Annual Wisdom Councils – Wisdom Councils – groups of dynamically facilitated randomly selected people – were originally created to be held at least every year and preferably several times a year, like quarterly. Whatever the Council comes up with goes out into the larger population. The larger population talks about it, follows it, critiques it, pushes for it. And whatever impact all that engagement has then gets picked up by the next Council. As you do iterative Wisdom Councils, it’s like you are seasoning the soup and tasting it again, seasoning again, tasting again in an ongoing feedback loop. And it starts to nurture a community-wide sense of We the People.

Multiprocess Public Engagement – I have a major paper on my website about this idea. For example, a Wisdom Council could recommend some policy direction or social initiative that it doesn’t know enough to get specific about but it does know that it needs to be done. You could then convene a Citizen Jury (for example) whose members learn about that area and make recommendations from a position of lay expertise that the Wisdom Council couldn’t have.
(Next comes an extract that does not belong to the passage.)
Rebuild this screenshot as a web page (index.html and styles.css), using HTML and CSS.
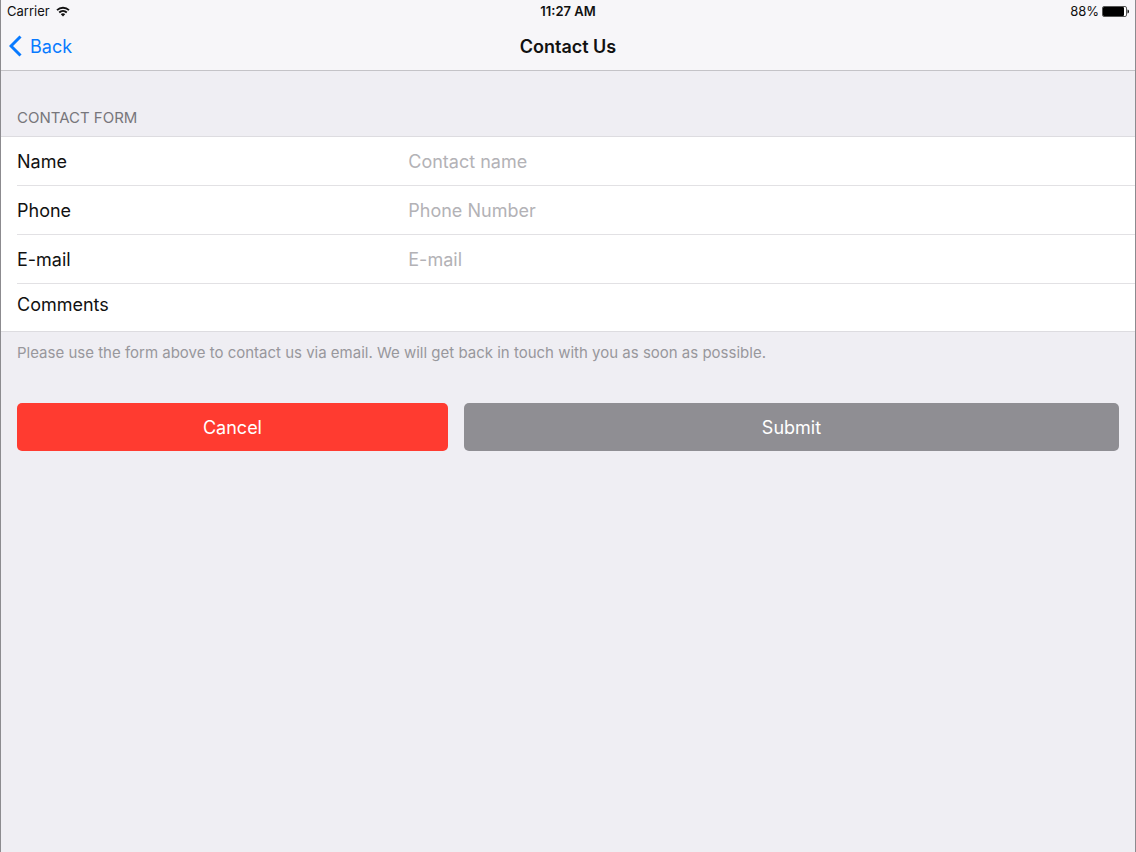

That would be an example of one process feeding into another process.  Alternatively, you could engage a lot of ordinary citizens around some issue using a more basic simple process like World Cafe. You could have thousands of people participating in World Cafés over a period of six months. From among all those participants you could then select a bunch of people randomly to be members of a Wisdom Council.

There are many ways for iteration to happen, for people and ideas to come out of one process and fold into another.